> [Direction]:
Take each line containing "index" and report it exactly as written.
--- start of Given data ---
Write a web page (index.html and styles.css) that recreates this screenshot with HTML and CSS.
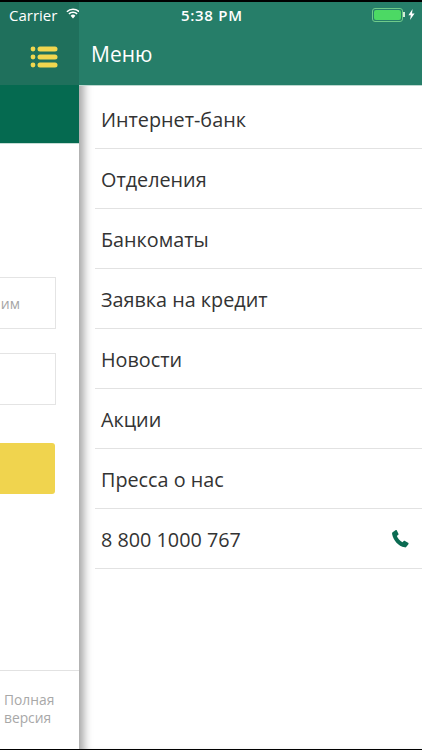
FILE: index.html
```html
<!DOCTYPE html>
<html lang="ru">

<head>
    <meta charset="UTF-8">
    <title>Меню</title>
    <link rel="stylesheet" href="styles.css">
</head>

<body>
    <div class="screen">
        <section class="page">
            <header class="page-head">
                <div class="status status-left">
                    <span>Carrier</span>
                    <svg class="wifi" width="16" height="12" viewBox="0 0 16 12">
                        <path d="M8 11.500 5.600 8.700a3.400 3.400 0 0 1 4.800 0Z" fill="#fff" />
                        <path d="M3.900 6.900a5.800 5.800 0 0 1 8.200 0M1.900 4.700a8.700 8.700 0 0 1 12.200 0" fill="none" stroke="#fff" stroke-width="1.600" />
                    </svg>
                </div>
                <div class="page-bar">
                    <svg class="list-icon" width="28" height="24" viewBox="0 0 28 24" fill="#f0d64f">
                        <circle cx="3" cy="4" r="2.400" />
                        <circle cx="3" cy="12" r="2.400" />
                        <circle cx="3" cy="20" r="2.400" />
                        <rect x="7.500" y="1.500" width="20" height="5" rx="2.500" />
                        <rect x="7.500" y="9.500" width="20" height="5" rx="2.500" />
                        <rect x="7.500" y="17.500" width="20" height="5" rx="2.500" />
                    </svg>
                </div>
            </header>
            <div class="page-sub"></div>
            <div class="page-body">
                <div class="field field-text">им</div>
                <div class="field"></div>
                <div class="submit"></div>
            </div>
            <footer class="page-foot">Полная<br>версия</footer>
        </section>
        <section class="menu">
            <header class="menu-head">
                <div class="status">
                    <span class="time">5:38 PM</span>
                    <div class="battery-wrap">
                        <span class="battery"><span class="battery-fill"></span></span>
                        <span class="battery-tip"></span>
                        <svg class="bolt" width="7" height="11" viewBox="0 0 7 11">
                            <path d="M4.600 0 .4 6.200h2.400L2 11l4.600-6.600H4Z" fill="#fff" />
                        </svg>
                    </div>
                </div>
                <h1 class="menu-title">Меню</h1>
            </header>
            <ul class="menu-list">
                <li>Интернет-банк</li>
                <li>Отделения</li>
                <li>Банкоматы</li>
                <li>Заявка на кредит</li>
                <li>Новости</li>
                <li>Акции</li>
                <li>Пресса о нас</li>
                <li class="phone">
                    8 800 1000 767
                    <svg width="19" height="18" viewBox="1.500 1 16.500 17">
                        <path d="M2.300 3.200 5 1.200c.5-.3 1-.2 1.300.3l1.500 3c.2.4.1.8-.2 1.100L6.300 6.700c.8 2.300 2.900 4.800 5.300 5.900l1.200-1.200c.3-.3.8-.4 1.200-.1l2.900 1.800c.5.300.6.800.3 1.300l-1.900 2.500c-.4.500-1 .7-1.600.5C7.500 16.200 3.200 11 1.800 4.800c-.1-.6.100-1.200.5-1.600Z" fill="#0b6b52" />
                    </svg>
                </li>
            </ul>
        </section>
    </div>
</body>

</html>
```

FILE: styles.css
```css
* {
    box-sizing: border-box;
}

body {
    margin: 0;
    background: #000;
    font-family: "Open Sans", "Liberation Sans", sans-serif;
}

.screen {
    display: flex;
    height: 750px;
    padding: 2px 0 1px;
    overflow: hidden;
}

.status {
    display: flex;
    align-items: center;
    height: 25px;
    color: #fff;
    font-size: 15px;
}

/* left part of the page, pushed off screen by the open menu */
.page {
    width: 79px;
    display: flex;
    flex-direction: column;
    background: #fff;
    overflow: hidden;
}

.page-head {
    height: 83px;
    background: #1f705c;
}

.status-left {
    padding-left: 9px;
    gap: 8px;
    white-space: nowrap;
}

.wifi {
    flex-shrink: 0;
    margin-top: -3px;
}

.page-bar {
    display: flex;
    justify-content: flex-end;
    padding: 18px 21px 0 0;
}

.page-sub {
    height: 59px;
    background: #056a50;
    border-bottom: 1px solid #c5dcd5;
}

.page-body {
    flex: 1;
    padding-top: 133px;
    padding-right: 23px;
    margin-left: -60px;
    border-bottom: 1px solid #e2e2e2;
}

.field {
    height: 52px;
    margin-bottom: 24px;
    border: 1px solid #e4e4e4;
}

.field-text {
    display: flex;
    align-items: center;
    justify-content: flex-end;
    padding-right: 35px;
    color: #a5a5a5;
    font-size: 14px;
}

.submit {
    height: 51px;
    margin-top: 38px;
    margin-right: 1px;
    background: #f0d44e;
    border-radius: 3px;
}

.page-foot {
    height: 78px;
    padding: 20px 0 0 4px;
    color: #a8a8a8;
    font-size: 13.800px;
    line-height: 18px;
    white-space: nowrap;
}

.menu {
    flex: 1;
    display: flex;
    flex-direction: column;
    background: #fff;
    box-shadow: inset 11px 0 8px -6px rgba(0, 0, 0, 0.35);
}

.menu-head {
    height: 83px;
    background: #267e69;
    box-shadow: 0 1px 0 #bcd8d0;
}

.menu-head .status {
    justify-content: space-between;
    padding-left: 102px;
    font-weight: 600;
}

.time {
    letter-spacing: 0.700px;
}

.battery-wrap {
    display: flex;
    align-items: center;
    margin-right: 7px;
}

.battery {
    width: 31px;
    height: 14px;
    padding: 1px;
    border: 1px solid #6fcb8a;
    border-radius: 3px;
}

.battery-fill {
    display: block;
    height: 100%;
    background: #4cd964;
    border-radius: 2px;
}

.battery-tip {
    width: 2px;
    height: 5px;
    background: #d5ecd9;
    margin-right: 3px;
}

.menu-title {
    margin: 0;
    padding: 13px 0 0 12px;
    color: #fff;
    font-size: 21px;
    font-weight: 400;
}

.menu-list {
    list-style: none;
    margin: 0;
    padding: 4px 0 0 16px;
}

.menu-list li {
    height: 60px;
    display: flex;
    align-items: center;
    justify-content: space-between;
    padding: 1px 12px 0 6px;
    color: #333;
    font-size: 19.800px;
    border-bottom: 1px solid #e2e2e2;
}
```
--- end of Given data ---
> [Final result]:
Write a web page (index.html and styles.css) that recreates this screenshot with HTML and CSS.
FILE: index.html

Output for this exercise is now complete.